## DATA EXTRACT:
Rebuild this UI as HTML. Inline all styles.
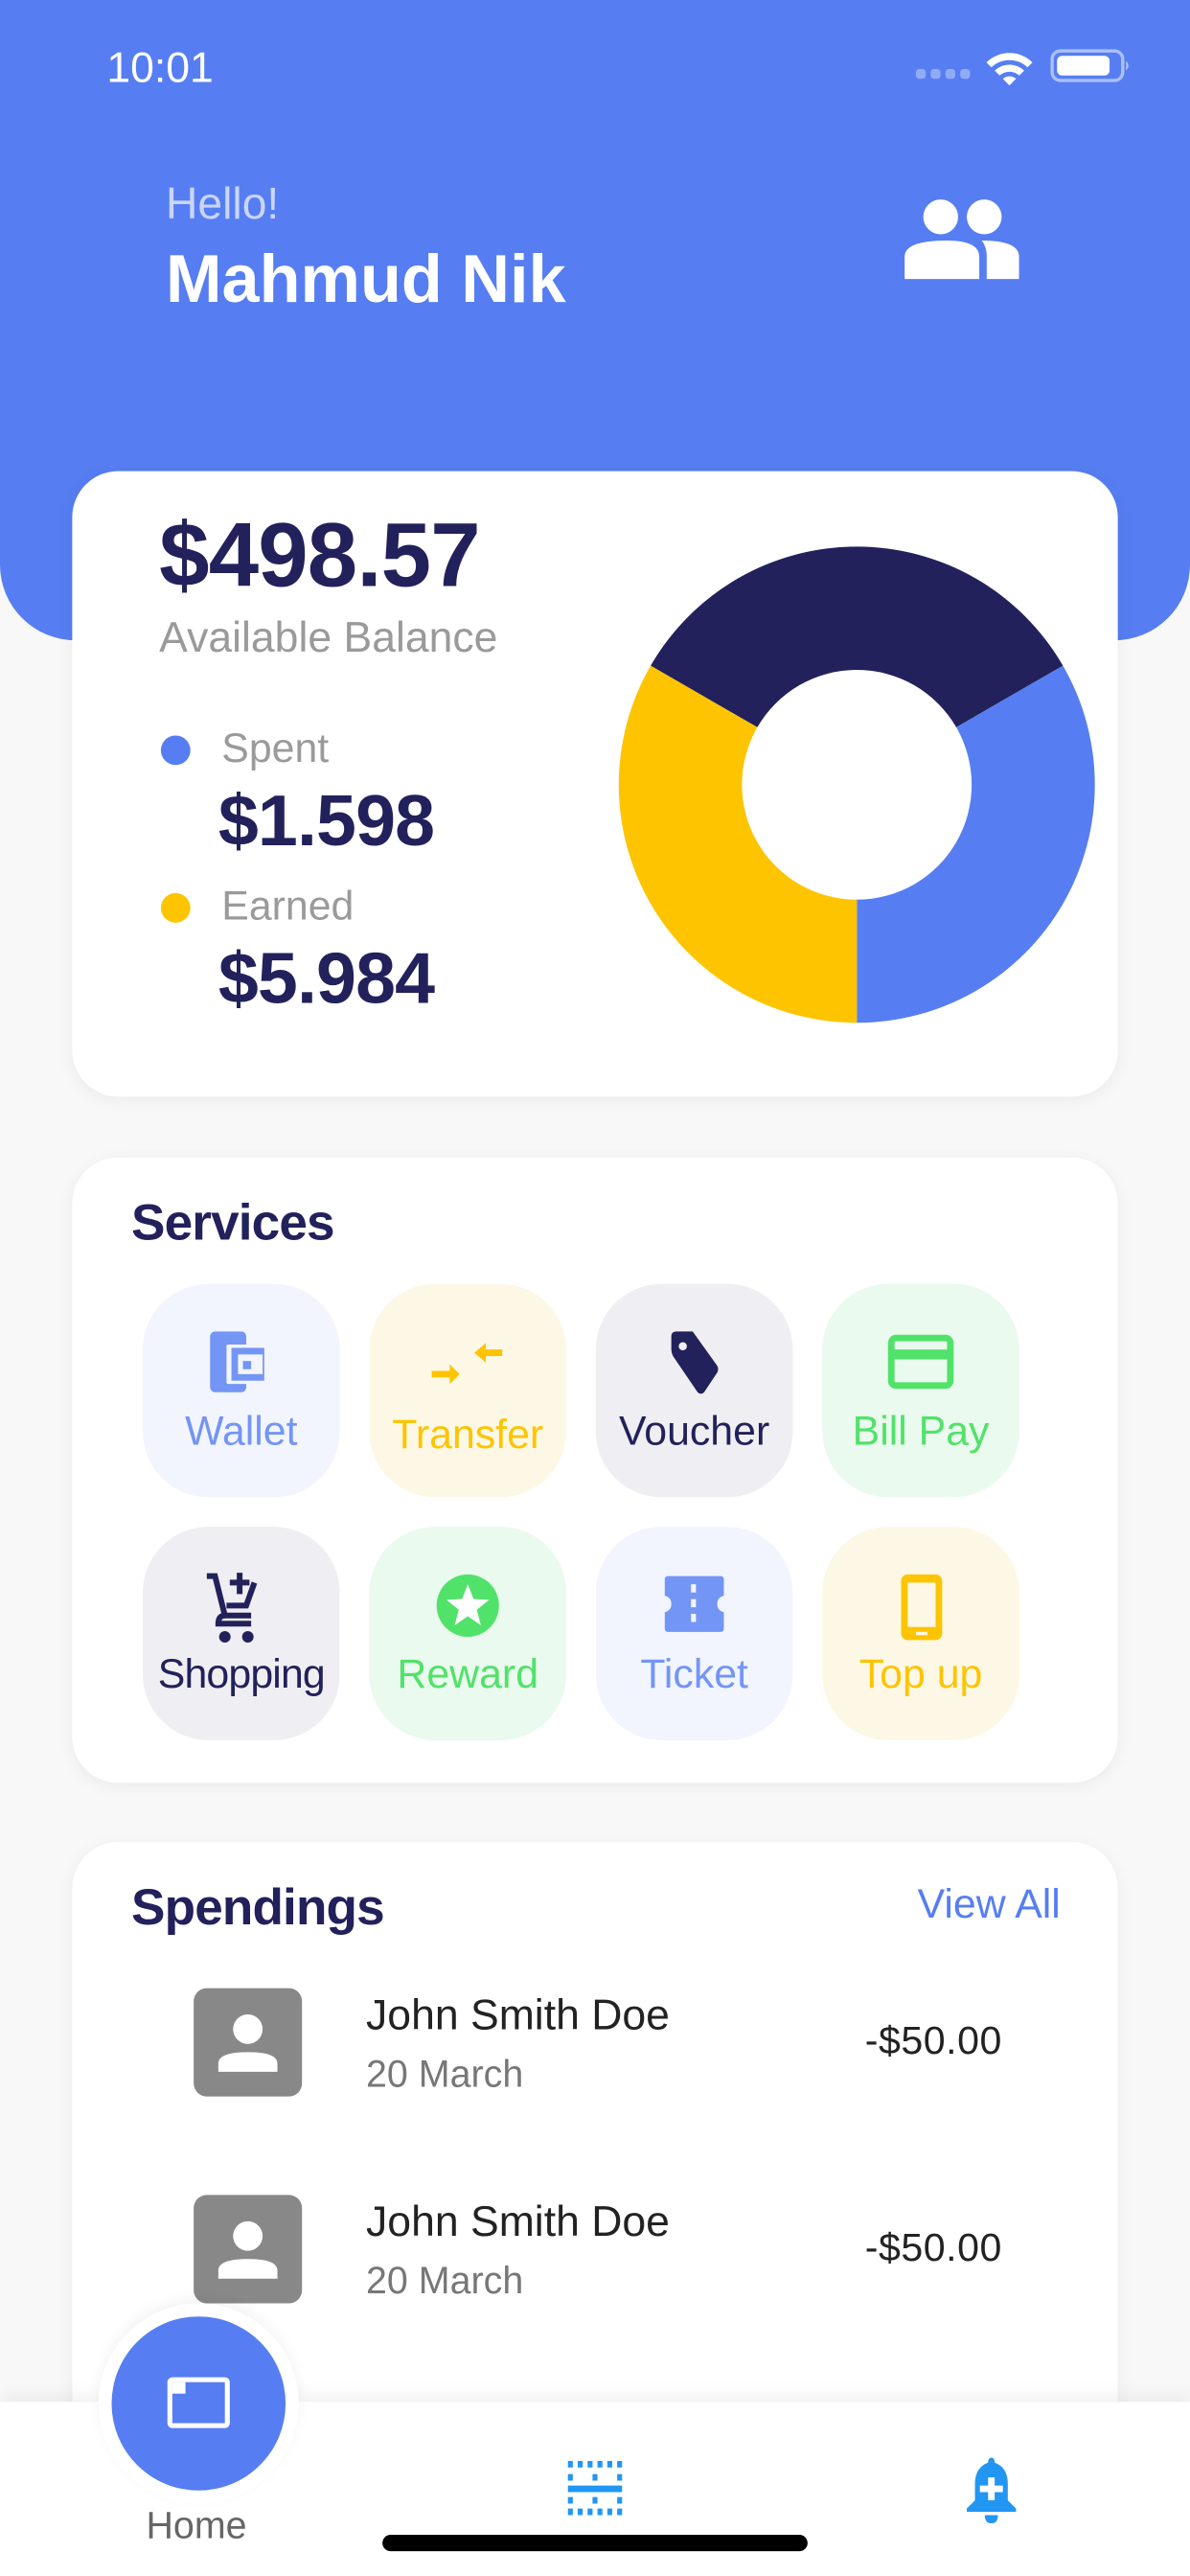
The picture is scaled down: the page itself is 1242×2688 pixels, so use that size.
<!DOCTYPE html>
<html><head><meta charset="utf-8"><style>
html,body{margin:0;padding:0;background:#f8f8f8;}
body{width:1242px;height:2688px;overflow:hidden;position:relative;font-family:"Liberation Sans",sans-serif;}
#w{position:absolute;left:0;top:0;width:725px;height:1569px;transform:scale(1.713103);transform-origin:0 0;background:#f8f8f8;}
.a{position:absolute;}
.hdr{left:0;top:0;width:725px;height:390px;background:#567ef2;border-radius:0 0 46px 46px;}
.card{background:#fff;border-radius:28px;box-shadow:0 2px 10px rgba(0,0,0,0.06);}
.t{position:absolute;white-space:nowrap;line-height:1;}
.tile{position:absolute;width:120px;height:130px;border-radius:40px;}
.lbl{position:absolute;left:-10px;width:140px;text-align:center;font-size:25px;letter-spacing:0;top:76px;}
.ic{position:absolute;left:35px;top:26px;}
</style></head><body><div id="w">
<div class="a hdr"></div>
<div class="t" style="left:65px;top:28px;font-size:26px;color:#fff;">10:01</div>
<svg class="a" style="left:555px;top:28px" width="135" height="26" viewBox="0 0 135 26">
<g fill="#fff" opacity=".35"><rect x="3" y="14" width="6" height="6" rx="2"/><rect x="12" y="14" width="6" height="6" rx="2"/><rect x="21" y="14" width="6" height="6" rx="2"/><rect x="30" y="14" width="6" height="6" rx="2"/></g>
<path d="M46 10 A20 20 0 0 1 74 10 L71 13 A16 16 0 0 0 49 13Z M51 15 A13 13 0 0 1 69 15 L66 18 A9 9 0 0 0 54 18Z M56 20 A6 6 0 0 1 64 20 L60 24Z" fill="#fff"/>
<rect x="86" y="3" width="43" height="18" rx="5" fill="none" stroke="#fff" stroke-opacity=".5" stroke-width="2"/>
<rect x="89" y="6" width="32" height="12" rx="3" fill="#fff"/>
<path d="M131 9 Q134 12 131 15Z" fill="#fff" opacity=".5"/></svg>
<div class="t" style="left:101px;top:111px;font-size:27px;color:#c9d5fb;">Hello!</div>
<div class="t" style="left:101px;top:150px;font-size:41px;font-weight:bold;color:#fff;letter-spacing:0;">Mahmud Nik</div>
<svg class="a" style="left:548px;top:120px" width="76" height="50" viewBox="0 0 100 66"><g fill="#fff"><circle cx="33" cy="16" r="14"/><circle cx="68" cy="16" r="14"/><path d="M4 66 V48 Q4 35 38 35 Q64 35 64 48 V66Z"/><path d="M66 35 Q96 35 96 48 V66 H70 V48 Q70 40 66 35Z"/></g></svg>

<div class="a card" style="left:44px;top:287px;width:637px;height:381px;"></div>
<div class="t" style="left:97px;top:311px;font-size:55px;font-weight:bold;color:#22215b;letter-spacing:-0.5px;">$498.57</div>
<div class="t" style="left:97px;top:375px;font-size:26px;color:#9a9a9a;">Available Balance</div>
<div class="a" style="left:98px;top:448px;width:18px;height:18px;border-radius:50%;background:#567ef2"></div>
<div class="t" style="left:135px;top:444px;font-size:25px;color:#9a9a9a;">Spent</div>
<div class="t" style="left:133px;top:479px;font-size:44px;font-weight:bold;color:#22215b;letter-spacing:-0.5px;">$1.598</div>
<div class="a" style="left:98px;top:544px;width:18px;height:18px;border-radius:50%;background:#fec400"></div>
<div class="t" style="left:135px;top:540px;font-size:25px;color:#9a9a9a;">Earned</div>
<div class="t" style="left:133px;top:575px;font-size:44px;font-weight:bold;color:#22215b;letter-spacing:-0.5px;">$5.984</div>
<svg class="a" style="left:0;top:0" width="725" height="700">
<path d="M396.4 405.5 A145 145 0 0 1 647.6 405.5 L582.6 443 A70 70 0 0 0 461.4 443Z" fill="#22215b"/>
<path d="M647.6 405.5 A145 145 0 0 1 522 623 L522 548 A70 70 0 0 0 582.6 443Z" fill="#567ef2"/>
<path d="M522 623 A145 145 0 0 1 396.4 405.5 L461.4 443 A70 70 0 0 0 522 548Z" fill="#fec400"/>
</svg>

<div class="a card" style="left:44px;top:705px;width:637px;height:381px;"></div>
<div class="t" style="left:80px;top:729px;font-size:31px;font-weight:bold;color:#22215b;letter-spacing:-0.5px;">Services</div>

<div class="tile" style="left:87px;top:782px;background:#f2f5fe;">
<svg class="ic" width="50" height="42" viewBox="0 0 50 42"><rect x="6" y="3" width="22" height="37" rx="3" fill="#7395f5"/><rect x="16" y="11" width="24" height="24" rx="1" fill="#f2f5fe"/><rect x="19" y="13" width="20" height="20" fill="#7395f5"/><rect x="23" y="17" width="15" height="12" fill="#f2f5fe"/><rect x="26" y="21" width="5" height="5" fill="#7395f5"/></svg>
<div class="lbl" style="top:76px;color:#7395f5;">Wallet</div></div>

<div class="tile" style="left:225px;top:782px;background:#fdf8e5;">
<svg class="ic" width="50" height="42" viewBox="0 0 50 42"><g fill="#fec400"><path d="M3 27 H14 V23 L20 29 L14 35 V31 H3Z"/><path d="M46 14 H36 V10 L29 16 L36 22 V18 H46Z"/></g></svg>
<div class="lbl" style="top:78px;color:#fec400;">Transfer</div></div>

<div class="tile" style="left:363px;top:782px;background:#efeff3;">
<svg class="ic" width="50" height="46" viewBox="0 0 50 46"><path d="M7 6 Q7 3 10 3 H20 L35 24 Q36 26 35 28 L27 40 Q25 42 23 40 L8 18 Q7 16 7 14Z" fill="#22215b" transform="translate(4,0)"/><circle cx="14" cy="12" r="2.5" fill="#efeff3" transform="translate(4,0)"/></svg>
<div class="lbl" style="top:76px;color:#22215b;">Voucher</div></div>

<div class="tile" style="left:501px;top:782px;background:#eafaee;">
<svg class="ic" width="50" height="42" viewBox="0 0 50 42"><rect x="7" y="7" width="36" height="29" rx="3" fill="none" stroke="#51e26a" stroke-width="4"/><rect x="7" y="14" width="36" height="6" fill="#51e26a"/></svg>
<div class="lbl" style="top:76px;color:#51e26a;">Bill Pay</div></div>

<div class="tile" style="left:87px;top:930px;background:#efeff3;">
<svg class="ic" width="50" height="46" viewBox="0 0 50 46"><g fill="none" stroke="#22215b" stroke-width="3.5"><path d="M4 4 H9 L15 28 H31"/><path d="M15 28 Q11 28 11 33 H31"/><path d="M33 8 L28 22 H16"/><path d="M24 2 V15 M18 8 H30"/></g><circle cx="15" cy="41" r="3.5" fill="#22215b"/><circle cx="29" cy="41" r="3.5" fill="#22215b"/></svg>
<div class="lbl" style="top:76px;color:#22215b;letter-spacing:-0.5px;">Shopping</div></div>

<div class="tile" style="left:225px;top:930px;background:#eafaee;">
<svg class="ic" width="50" height="46" viewBox="0 0 50 46"><circle cx="25" cy="22" r="19" fill="#51e26a"/><path d="M25 9 L28.5 18 L38 18.5 L30.5 24.5 L33 34 L25 28.5 L17 34 L19.5 24.5 L12 18.5 L21.5 18Z" fill="#fff"/></svg>
<div class="lbl" style="top:76px;color:#51e26a;">Reward</div></div>

<div class="tile" style="left:363px;top:930px;background:#f2f5fe;">
<svg class="ic" width="50" height="46" viewBox="0 0 50 46"><path d="M7 6 Q7 4 9 4 H41 Q43 4 43 6 V16 Q39 17 39 21 Q39 25 43 26 V36 Q43 38 41 38 H9 Q7 38 7 36 V26 Q11 25 11 21 Q11 17 7 16Z" fill="#7395f5"/><g fill="#f2f5fe"><rect x="23" y="9" width="3" height="5"/><rect x="23" y="18" width="3" height="5"/><rect x="23" y="27" width="3" height="5"/></g></svg>
<div class="lbl" style="top:76px;color:#7395f5;">Ticket</div></div>

<div class="tile" style="left:501px;top:930px;background:#fdf8e5;">
<svg class="ic" width="50" height="46" viewBox="0 0 50 46"><rect x="13" y="3" width="25" height="40" rx="4" fill="#fec400"/><rect x="17" y="8" width="17" height="27" fill="#fdf8e5"/><rect x="22" y="38" width="7" height="2" fill="#fdf8e5"/></svg>
<div class="lbl" style="top:76px;color:#fec400;">Top up</div></div>

<div class="a card" style="left:44px;top:1122px;width:637px;height:420px;"></div>
<div class="t" style="left:80px;top:1146px;font-size:31px;font-weight:bold;color:#22215b;letter-spacing:-0.5px;">Spendings</div>
<div class="t" style="left:559px;top:1148px;font-size:25px;color:#567ef2;">View All</div>

<div class="a" style="left:118px;top:1211px;width:66px;height:66px;border-radius:8px;background:#888;"></div>
<svg class="a" style="left:118px;top:1211px" width="66" height="66" viewBox="0 0 66 66"><circle cx="33" cy="25" r="9" fill="#fff"/><path d="M15 51 V46 Q15 39 33 39 Q51 39 51 46 V51Z" fill="#fff"/></svg>
<div class="t" style="left:223px;top:1214px;font-size:26px;color:#222;">John Smith Doe</div>
<div class="t" style="left:223px;top:1252px;font-size:23px;color:#777;">20 March</div>
<div class="t" style="left:527px;top:1232px;font-size:24px;color:#222;letter-spacing:0.3px;">-$50.00</div>

<div class="a" style="left:118px;top:1337px;width:66px;height:66px;border-radius:8px;background:#888;"></div>
<svg class="a" style="left:118px;top:1337px" width="66" height="66" viewBox="0 0 66 66"><circle cx="33" cy="25" r="9" fill="#fff"/><path d="M15 51 V46 Q15 39 33 39 Q51 39 51 46 V51Z" fill="#fff"/></svg>
<div class="t" style="left:223px;top:1340px;font-size:26px;color:#222;">John Smith Doe</div>
<div class="t" style="left:223px;top:1378px;font-size:23px;color:#777;">20 March</div>
<div class="t" style="left:527px;top:1358px;font-size:24px;color:#222;letter-spacing:0.3px;">-$50.00</div>

<div class="a" style="left:0;top:1463px;width:725px;height:106px;background:#fff;box-shadow:0 -4px 10px rgba(0,0,0,0.06);"></div>
<div class="a" style="left:60px;top:1403px;width:122px;height:122px;border-radius:50%;background:#fff;box-shadow:0 -3px 8px rgba(0,0,0,0.05);"></div>
<div class="a" style="left:68px;top:1411px;width:106px;height:106px;border-radius:50%;background:#567ef2;"></div>
<svg class="a" style="left:100px;top:1443px" width="42" height="42" viewBox="0 0 42 42"><rect x="2" y="5" width="38" height="31" rx="3" fill="#fff"/><rect x="5" y="8" width="32" height="25" fill="#567ef2"/><rect x="5" y="8" width="8" height="7" fill="#fff"/></svg>
<div class="t" style="left:89px;top:1527px;font-size:23px;color:#666;">Home</div>
<svg class="a" style="left:345px;top:1498px" width="36" height="36" viewBox="0 0 36 36"><g fill="#2196f3"><g><rect x="1" y="1" width="3" height="4"/><rect x="7" y="1" width="3" height="4"/><rect x="13" y="1" width="3" height="4"/><rect x="19" y="1" width="3" height="4"/><rect x="25" y="1" width="3" height="4"/><rect x="31" y="1" width="3" height="4"/></g><rect x="1" y="9" width="3" height="4"/><rect x="16" y="9" width="3" height="4"/><rect x="31" y="9" width="3" height="4"/><rect x="1" y="16" width="33" height="4"/><rect x="1" y="23" width="3" height="4"/><rect x="16" y="23" width="3" height="4"/><rect x="31" y="23" width="3" height="4"/><g><rect x="1" y="30" width="3" height="4"/><rect x="7" y="30" width="3" height="4"/><rect x="13" y="30" width="3" height="4"/><rect x="19" y="30" width="3" height="4"/><rect x="25" y="30" width="3" height="4"/><rect x="31" y="30" width="3" height="4"/></g></g></svg>
<svg class="a" style="left:586px;top:1496px" width="36" height="42" viewBox="0 0 36 42"><path d="M18 1 Q20 1 20 4 Q28 7 28 17 V27 L33 32 V34 H3 V32 L8 27 V17 Q8 7 16 4 Q16 1 18 1Z" fill="#2196f3"/><path d="M14 36 H22 Q22 41 18 41 Q14 41 14 36Z" fill="#2196f3"/><path d="M16 13 H20 V18 H25 V22 H20 V27 H16 V22 H11 V18 H16Z" fill="#fff"/></svg>
<div class="a" style="left:233px;top:1544px;width:259px;height:10px;border-radius:5px;background:#000;"></div>
</div></body></html>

## EXERCISE OBJECTIVE:
Retype verbatim the lines that run from the line containing "The picture is" to the line containing "V66 H70 V48", both inclusive, and no others.

## SOLUTION TO THIS EXERCISE:
The picture is scaled down: the page itself is 1242×2688 pixels, so use that size.
<!DOCTYPE html>
<html><head><meta charset="utf-8"><style>
html,body{margin:0;padding:0;background:#f8f8f8;}
body{width:1242px;height:2688px;overflow:hidden;position:relative;font-family:"Liberation Sans",sans-serif;}
#w{position:absolute;left:0;top:0;width:725px;height:1569px;transform:scale(1.713103);transform-origin:0 0;background:#f8f8f8;}
.a{position:absolute;}
.hdr{left:0;top:0;width:725px;height:390px;background:#567ef2;border-radius:0 0 46px 46px;}
.card{background:#fff;border-radius:28px;box-shadow:0 2px 10px rgba(0,0,0,0.06);}
.t{position:absolute;white-space:nowrap;line-height:1;}
.tile{position:absolute;width:120px;height:130px;border-radius:40px;}
.lbl{position:absolute;left:-10px;width:140px;text-align:center;font-size:25px;letter-spacing:0;top:76px;}
.ic{position:absolute;left:35px;top:26px;}
</style></head><body><div id="w">
<div class="a hdr"></div>
<div class="t" style="left:65px;top:28px;font-size:26px;color:#fff;">10:01</div>
<svg class="a" style="left:555px;top:28px" width="135" height="26" viewBox="0 0 135 26">
<g fill="#fff" opacity=".35"><rect x="3" y="14" width="6" height="6" rx="2"/><rect x="12" y="14" width="6" height="6" rx="2"/><rect x="21" y="14" width="6" height="6" rx="2"/><rect x="30" y="14" width="6" height="6" rx="2"/></g>
<path d="M46 10 A20 20 0 0 1 74 10 L71 13 A16 16 0 0 0 49 13Z M51 15 A13 13 0 0 1 69 15 L66 18 A9 9 0 0 0 54 18Z M56 20 A6 6 0 0 1 64 20 L60 24Z" fill="#fff"/>
<rect x="86" y="3" width="43" height="18" rx="5" fill="none" stroke="#fff" stroke-opacity=".5" stroke-width="2"/>
<rect x="89" y="6" width="32" height="12" rx="3" fill="#fff"/>
<path d="M131 9 Q134 12 131 15Z" fill="#fff" opacity=".5"/></svg>
<div class="t" style="left:101px;top:111px;font-size:27px;color:#c9d5fb;">Hello!</div>
<div class="t" style="left:101px;top:150px;font-size:41px;font-weight:bold;color:#fff;letter-spacing:0;">Mahmud Nik</div>
<svg class="a" style="left:548px;top:120px" width="76" height="50" viewBox="0 0 100 66"><g fill="#fff"><circle cx="33" cy="16" r="14"/><circle cx="68" cy="16" r="14"/><path d="M4 66 V48 Q4 35 38 35 Q64 35 64 48 V66Z"/><path d="M66 35 Q96 35 96 48 V66 H70 V48 Q70 40 66 35Z"/></g></svg>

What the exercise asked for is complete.